LE GOUVERNEMENT DE POLOGNE.

CHAPITRE I.

État de la question.

Le tableau du gouvernement de Pologne fait par M. le comte de Wielhorski, et les réflexions qu'il y a jointes, sont des pièces instructives pour quiconque voudra former un plan régulier pour la refonte de ce gouvernement. Je ne connais personne plus en état de tracer ce plan que lui-même, qui joint aux connaissances générales que ce travail exige, toutes celles du local, et des détails particuliers, impossibles à donner par écrit, et néanmoins nécessaires à savoir pour approprier une institution au peuple auquel on la destine. Si l'on ne connaît à fond la nation pour laquelle on travaille, l'ouvrage qu'on fera pour elle, quelque excellent qu'il puisse être en lui-même, péchera toujours par l'application, et bien plus encore lorsqu'il s'agira d'une nation déjà tout instituée, dont les goûts, les mœurs, les préjugés et les vices sont trop enracinés pour pouvoir être aisément étouffés par des semences nouvelles. Une bonne institution pour la Pologne ne peut être l'ouvrage que des Polonais,

ou de quelqu'un qui ait bien étudié sur les lieux la nation polonaise et celles qui l'avoisinent. Un étranger ne peut guère donner que des vues générales, pour éclairer non pour guider l'instituteur. Dans toute la vigueur de ma tête je n'aurais pu saisir l'ensemble de ces grands rapports. Aujourd'hui qu'il me reste à peine la faculté de lier des idées, je dois me borner, pour obéir à M. le comte de Wielhorski et faire acte de mon zèle pour sa patrie, à lui rendre compte des impressions que m'a faites la lecture de son travail, et des réflexions qu'il m'a suggérées.

En lisant l'histoire du gouvernement de Pologne, on a peine à comprendre comment un état si bizarrement constitué a pu subsister si long-temps.

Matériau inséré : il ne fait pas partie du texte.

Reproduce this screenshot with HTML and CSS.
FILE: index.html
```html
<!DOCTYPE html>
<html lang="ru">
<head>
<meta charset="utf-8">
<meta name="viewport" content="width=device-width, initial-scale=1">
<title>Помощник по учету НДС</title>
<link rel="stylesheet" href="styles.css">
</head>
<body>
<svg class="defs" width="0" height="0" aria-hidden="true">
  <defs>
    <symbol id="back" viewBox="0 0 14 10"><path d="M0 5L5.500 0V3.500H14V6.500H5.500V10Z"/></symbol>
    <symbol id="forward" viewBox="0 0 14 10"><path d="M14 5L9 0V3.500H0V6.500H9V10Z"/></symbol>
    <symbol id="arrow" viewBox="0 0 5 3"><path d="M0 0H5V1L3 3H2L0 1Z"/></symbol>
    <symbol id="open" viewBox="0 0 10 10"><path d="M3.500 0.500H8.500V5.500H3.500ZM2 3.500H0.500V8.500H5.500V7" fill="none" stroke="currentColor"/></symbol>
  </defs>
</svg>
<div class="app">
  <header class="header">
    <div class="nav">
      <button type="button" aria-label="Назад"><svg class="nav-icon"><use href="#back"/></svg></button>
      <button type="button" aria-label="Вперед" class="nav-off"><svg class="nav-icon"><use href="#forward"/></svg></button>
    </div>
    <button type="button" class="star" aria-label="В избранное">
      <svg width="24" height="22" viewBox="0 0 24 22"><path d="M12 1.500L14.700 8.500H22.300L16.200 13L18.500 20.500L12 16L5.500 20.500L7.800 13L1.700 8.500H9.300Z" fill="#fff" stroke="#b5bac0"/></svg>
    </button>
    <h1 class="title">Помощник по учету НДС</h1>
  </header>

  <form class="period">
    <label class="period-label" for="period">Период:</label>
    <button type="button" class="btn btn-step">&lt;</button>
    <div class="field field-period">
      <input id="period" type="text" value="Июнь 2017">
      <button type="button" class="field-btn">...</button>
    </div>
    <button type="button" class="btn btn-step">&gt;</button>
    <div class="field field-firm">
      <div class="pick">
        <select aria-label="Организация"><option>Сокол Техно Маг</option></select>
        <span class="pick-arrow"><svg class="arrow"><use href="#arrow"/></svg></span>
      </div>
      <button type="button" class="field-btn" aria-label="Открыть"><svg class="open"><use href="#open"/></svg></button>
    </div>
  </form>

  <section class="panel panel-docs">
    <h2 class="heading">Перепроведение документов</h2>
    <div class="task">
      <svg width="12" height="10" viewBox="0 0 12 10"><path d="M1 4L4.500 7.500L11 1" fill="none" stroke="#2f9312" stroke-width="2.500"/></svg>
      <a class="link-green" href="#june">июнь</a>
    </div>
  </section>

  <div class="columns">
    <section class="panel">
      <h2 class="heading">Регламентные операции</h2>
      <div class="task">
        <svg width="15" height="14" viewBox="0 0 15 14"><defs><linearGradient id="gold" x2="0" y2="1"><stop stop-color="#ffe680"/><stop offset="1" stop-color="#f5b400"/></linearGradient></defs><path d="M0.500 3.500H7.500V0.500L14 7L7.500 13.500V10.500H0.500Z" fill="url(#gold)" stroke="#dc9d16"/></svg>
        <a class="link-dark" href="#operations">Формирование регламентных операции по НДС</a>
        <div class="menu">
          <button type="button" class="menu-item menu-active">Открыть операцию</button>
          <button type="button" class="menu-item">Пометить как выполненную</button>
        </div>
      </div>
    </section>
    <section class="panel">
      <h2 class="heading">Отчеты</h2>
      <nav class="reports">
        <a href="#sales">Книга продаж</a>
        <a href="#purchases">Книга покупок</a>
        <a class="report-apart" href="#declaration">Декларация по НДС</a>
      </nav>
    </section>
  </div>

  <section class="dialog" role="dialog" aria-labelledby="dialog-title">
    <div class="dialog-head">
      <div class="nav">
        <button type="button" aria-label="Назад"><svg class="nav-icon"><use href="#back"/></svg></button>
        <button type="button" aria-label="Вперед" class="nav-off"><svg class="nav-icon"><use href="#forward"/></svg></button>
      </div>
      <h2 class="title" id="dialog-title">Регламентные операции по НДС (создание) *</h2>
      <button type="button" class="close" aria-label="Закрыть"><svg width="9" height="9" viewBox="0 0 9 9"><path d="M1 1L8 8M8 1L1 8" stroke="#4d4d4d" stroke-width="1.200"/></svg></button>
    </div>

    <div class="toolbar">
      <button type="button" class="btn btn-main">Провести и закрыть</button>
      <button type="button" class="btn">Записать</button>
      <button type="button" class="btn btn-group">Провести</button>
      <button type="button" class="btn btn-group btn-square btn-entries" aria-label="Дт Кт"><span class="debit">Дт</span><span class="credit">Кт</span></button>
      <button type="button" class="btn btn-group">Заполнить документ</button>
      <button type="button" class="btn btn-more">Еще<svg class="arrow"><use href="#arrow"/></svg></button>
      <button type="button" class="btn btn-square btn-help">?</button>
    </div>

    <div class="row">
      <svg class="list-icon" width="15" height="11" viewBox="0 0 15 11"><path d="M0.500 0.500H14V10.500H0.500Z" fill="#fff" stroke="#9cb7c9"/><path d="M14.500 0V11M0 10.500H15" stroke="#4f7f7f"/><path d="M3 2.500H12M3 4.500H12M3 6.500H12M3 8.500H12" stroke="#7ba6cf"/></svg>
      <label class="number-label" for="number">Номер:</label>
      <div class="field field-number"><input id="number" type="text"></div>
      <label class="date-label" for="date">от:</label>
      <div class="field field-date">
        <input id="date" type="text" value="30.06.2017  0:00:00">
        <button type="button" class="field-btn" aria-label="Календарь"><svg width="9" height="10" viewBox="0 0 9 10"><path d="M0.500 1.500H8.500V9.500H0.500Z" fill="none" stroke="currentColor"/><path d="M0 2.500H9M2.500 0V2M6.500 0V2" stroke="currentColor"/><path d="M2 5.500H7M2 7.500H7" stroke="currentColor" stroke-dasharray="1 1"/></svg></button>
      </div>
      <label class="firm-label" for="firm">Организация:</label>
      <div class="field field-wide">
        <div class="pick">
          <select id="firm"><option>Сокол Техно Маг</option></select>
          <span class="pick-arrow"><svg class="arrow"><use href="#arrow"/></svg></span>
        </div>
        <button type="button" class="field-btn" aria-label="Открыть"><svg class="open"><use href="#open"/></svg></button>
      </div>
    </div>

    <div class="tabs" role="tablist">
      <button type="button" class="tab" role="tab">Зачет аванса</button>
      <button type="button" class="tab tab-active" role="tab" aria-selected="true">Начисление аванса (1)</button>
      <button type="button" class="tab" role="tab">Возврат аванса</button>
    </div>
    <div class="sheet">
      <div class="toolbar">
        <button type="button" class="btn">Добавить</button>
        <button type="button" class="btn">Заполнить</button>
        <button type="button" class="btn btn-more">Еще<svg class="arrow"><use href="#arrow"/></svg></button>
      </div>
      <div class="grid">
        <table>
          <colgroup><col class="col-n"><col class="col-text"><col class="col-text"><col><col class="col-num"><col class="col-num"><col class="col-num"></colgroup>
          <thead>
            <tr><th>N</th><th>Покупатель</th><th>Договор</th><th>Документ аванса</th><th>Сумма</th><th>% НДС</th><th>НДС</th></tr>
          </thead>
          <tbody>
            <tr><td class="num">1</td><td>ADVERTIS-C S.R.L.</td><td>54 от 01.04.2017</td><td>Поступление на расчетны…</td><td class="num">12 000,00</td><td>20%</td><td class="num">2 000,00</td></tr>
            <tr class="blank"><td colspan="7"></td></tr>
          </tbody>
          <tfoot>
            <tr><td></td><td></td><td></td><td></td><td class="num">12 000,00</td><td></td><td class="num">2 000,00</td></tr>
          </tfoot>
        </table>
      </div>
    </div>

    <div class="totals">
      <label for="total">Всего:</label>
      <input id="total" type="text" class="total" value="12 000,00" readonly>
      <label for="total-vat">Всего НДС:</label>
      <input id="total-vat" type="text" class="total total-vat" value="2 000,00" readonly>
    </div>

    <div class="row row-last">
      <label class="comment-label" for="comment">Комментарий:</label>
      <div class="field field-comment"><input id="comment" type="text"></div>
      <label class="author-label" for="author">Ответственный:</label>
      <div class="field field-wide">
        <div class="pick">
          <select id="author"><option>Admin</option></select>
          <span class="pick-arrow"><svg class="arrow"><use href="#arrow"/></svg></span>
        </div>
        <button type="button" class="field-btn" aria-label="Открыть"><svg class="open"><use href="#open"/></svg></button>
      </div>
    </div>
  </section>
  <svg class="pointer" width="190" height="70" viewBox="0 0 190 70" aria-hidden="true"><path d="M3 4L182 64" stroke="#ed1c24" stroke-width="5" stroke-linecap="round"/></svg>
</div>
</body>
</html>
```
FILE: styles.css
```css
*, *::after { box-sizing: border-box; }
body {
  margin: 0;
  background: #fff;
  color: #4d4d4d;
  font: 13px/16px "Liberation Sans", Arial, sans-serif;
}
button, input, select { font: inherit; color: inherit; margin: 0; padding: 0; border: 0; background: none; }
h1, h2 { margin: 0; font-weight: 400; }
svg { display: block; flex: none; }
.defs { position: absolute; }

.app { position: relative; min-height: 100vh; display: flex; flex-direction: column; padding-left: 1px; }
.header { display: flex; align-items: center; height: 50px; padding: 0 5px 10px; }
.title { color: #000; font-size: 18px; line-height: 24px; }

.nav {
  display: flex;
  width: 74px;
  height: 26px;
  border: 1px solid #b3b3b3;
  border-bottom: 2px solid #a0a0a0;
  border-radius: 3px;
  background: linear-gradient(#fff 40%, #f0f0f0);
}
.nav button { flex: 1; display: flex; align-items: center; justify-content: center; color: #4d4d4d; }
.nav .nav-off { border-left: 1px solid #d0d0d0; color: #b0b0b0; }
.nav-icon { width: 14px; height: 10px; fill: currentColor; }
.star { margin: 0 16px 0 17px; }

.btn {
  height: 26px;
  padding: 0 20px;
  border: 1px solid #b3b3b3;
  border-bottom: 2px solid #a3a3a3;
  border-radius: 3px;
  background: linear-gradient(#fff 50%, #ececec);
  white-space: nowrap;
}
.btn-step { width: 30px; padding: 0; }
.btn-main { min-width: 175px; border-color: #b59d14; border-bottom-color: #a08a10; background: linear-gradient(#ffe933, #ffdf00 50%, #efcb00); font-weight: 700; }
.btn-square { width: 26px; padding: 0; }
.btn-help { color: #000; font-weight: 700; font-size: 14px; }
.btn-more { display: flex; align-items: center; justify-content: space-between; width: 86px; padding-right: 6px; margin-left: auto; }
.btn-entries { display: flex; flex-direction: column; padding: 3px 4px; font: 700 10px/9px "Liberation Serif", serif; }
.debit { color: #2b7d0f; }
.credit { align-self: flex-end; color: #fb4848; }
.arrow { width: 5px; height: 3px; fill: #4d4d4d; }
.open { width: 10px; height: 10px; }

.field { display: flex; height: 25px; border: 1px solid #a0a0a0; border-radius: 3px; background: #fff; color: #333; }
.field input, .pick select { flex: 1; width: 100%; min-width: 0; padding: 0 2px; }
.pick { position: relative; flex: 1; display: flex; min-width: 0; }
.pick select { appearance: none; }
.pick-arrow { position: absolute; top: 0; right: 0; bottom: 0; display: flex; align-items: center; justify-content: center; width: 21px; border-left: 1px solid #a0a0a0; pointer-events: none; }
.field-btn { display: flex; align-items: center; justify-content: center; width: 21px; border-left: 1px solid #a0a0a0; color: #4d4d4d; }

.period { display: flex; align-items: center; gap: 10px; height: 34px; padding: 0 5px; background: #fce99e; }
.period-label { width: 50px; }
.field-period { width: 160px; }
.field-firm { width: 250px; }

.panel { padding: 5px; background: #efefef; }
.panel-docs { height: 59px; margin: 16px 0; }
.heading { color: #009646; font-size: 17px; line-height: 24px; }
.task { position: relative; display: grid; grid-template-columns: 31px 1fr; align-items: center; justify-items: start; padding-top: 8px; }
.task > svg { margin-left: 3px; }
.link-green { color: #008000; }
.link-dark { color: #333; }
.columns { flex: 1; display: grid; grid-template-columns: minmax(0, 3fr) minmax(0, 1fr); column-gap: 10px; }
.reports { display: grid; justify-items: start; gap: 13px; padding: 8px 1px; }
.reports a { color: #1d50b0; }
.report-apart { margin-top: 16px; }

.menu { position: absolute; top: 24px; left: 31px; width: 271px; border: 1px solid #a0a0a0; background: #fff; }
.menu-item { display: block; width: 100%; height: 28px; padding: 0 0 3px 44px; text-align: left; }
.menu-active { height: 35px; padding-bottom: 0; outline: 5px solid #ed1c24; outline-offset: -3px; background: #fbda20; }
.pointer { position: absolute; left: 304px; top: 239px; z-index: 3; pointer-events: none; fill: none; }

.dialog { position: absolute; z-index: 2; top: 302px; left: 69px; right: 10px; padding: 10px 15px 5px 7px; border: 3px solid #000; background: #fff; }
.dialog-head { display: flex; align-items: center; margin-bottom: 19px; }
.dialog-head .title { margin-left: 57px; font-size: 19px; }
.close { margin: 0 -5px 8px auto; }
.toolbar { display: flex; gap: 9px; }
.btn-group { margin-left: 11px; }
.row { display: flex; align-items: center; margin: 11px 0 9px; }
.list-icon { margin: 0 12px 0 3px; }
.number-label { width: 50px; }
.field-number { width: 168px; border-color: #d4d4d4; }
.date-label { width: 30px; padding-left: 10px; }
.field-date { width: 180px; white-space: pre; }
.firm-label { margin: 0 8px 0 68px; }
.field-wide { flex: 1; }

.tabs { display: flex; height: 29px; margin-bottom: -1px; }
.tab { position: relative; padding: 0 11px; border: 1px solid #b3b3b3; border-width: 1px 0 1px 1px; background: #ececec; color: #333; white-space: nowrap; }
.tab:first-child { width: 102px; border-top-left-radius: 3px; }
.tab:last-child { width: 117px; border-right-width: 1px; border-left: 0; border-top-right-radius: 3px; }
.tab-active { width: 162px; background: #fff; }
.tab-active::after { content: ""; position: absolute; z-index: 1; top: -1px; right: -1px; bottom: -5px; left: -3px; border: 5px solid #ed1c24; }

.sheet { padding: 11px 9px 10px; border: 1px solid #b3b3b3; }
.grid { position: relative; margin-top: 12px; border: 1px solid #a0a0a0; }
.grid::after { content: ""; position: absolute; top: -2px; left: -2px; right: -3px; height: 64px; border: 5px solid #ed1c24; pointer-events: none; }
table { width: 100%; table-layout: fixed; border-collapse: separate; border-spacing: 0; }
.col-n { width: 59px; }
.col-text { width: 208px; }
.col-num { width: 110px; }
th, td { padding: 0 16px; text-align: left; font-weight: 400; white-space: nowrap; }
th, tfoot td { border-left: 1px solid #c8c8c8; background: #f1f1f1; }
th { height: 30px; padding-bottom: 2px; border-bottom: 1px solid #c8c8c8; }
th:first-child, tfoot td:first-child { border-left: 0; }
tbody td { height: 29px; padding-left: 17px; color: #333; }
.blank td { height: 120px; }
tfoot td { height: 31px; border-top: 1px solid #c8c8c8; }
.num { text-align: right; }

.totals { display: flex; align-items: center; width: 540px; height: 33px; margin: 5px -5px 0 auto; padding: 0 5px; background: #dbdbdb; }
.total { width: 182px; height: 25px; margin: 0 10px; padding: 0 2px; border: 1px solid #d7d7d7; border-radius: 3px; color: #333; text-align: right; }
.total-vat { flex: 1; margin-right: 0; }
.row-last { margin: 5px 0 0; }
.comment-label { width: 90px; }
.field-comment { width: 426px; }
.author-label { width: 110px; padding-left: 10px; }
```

Un grand corps formé d'un grand nombre de membres morts, et d'un petit nombre de membres désunis, dont tous les mouvements presque indépendants les uns des autres, loin d'avoir une fin commune, s'entre- détruisent mutuellement, qui s'agite beaucoup pour ne rien faire, qui ne peut faire aucune résistance à quiconque veut l'entamer, qui tombe en dissolution cinq ou six fois chaque siècle, qui tombe en paralysie à chaque effort qu'il veut faire, à chaque besoin auquel il veut pourvoir, et qui, malgré tout cela, vit et se conserve en vigueur; voilà, ce me semble, un des plus singuliers spectacles qui puissent frapper un être pensant. Je vois tous les états de l'Europe courir à leur ruine. Monarchies, républiques, toutes ces nations si magnifiquement instituées, tous ces beaux

gouvernements si sagement pondérés, tombés en décrépitude, menacent d'une mort prochaine ; et la Pologne, cette région dépeuplée, dévastée, opprimée, ouverte à ses agresseurs, au fort de ses malheurs et de son anarchie, montre encore tout le feu de la jeunesse; elle ose demander un gouvernement et des lois, comme si elle ne faisait que de naître. Elle est dans les fers, et discute les moyens de se conserver libre; elle sent en elle cette force que celle de la tyrannie ne peut subjuguer. Je crois voir Rome assiégée régir tranquillement les terres sur lesquelles son ennemi venait d'asseoir son camp. Braves Polonais, prenez garde; prenez garde que, pour vouloir trop bien être, vous n'empiriez votre situation. En songeant à ce que vous voulez acquérir, n'oubliez pas ce que vous pouvez perdre. Corrigez, s'il se peut, les abus de votre constitution; mais ne méprisez pas celle qui vous a faits ce que vous êtes.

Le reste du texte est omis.